**Provided data:**
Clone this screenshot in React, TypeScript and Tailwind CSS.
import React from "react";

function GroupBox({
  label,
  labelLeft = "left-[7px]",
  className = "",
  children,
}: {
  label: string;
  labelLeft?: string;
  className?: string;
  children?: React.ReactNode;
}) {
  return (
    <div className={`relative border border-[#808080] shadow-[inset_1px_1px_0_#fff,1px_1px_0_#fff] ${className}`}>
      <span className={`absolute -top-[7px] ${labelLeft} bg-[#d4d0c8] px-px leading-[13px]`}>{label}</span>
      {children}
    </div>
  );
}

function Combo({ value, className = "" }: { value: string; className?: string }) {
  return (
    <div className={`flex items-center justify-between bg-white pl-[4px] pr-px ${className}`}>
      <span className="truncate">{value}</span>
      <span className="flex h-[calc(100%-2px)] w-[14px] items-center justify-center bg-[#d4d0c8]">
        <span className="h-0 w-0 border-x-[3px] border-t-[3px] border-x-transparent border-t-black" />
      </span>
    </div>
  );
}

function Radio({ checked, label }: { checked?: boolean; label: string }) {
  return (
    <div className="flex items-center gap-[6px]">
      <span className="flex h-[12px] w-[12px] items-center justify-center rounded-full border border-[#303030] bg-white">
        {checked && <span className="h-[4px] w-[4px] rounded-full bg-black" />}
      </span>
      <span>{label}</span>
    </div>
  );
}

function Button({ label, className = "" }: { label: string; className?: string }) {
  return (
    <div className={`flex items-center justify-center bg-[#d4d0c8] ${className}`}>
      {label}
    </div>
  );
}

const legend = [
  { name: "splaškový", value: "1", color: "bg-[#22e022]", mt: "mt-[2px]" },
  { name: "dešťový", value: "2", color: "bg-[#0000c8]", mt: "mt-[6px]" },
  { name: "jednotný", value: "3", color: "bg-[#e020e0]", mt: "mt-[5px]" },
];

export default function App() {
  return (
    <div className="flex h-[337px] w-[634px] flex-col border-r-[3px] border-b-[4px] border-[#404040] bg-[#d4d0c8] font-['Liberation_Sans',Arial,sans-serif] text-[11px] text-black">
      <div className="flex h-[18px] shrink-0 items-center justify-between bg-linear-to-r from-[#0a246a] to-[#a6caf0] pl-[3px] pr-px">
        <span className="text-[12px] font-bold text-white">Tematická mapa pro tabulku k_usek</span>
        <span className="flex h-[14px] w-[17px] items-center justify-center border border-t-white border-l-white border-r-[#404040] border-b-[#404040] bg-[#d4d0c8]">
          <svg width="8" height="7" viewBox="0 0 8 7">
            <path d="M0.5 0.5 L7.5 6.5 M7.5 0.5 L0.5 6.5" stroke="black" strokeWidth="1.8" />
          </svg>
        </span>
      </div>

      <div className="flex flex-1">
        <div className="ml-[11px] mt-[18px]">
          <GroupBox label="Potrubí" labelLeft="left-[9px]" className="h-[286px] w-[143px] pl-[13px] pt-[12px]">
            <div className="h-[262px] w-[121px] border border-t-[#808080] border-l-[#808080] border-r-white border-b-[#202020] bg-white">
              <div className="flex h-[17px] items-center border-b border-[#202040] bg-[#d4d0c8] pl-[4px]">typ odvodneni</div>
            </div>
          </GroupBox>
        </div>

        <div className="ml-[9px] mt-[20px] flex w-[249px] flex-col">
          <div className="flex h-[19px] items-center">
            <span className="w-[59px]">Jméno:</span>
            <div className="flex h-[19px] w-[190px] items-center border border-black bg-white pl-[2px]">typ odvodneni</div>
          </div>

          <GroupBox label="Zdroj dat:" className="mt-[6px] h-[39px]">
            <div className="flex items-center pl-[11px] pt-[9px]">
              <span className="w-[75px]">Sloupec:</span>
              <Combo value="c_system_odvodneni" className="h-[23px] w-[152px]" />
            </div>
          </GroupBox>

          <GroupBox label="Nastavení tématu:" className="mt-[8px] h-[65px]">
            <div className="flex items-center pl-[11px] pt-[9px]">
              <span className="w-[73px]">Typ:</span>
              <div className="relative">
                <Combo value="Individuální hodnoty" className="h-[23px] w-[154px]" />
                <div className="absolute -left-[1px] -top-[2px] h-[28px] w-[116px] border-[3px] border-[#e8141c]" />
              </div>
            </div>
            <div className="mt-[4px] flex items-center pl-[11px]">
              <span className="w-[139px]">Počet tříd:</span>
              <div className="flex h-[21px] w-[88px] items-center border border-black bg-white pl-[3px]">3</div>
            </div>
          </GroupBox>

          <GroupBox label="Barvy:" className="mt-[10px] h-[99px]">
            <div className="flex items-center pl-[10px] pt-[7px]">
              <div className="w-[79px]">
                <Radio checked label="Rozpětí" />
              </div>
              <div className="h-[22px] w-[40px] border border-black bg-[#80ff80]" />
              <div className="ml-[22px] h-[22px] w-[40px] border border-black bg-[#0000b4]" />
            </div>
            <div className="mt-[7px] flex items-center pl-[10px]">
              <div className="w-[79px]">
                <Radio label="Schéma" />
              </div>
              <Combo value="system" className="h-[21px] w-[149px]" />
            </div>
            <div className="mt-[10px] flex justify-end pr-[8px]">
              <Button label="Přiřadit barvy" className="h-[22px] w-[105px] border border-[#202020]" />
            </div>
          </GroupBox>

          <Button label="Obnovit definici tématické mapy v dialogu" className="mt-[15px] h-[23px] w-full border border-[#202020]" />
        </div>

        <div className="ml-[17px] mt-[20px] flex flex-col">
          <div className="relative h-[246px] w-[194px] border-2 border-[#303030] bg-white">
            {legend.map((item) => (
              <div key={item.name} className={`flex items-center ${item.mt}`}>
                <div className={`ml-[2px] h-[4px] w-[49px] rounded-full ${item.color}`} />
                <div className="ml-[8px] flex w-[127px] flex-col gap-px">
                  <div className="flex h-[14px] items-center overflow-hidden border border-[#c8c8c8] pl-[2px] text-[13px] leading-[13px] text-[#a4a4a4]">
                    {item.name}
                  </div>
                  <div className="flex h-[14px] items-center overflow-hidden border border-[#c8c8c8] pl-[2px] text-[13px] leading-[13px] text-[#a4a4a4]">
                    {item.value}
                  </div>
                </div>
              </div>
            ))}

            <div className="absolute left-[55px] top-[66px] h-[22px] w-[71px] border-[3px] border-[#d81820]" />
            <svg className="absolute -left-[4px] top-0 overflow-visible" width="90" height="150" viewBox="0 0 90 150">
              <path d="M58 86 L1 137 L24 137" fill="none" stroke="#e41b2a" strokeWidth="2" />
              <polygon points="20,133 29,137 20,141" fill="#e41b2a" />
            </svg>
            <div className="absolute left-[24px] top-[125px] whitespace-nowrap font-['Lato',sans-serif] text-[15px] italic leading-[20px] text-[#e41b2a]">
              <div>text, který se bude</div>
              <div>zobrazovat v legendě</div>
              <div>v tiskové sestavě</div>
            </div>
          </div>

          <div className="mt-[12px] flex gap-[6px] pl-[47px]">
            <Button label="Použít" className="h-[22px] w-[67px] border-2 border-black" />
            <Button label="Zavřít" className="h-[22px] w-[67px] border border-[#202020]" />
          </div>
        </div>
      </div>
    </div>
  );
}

**Task requirements:** Print, please, the lines from the first line of the material through the line that contains "import React from", exactly as written and with nothing added.

**Complete answer:**
Clone this screenshot in React, TypeScript and Tailwind CSS.
import React from "react";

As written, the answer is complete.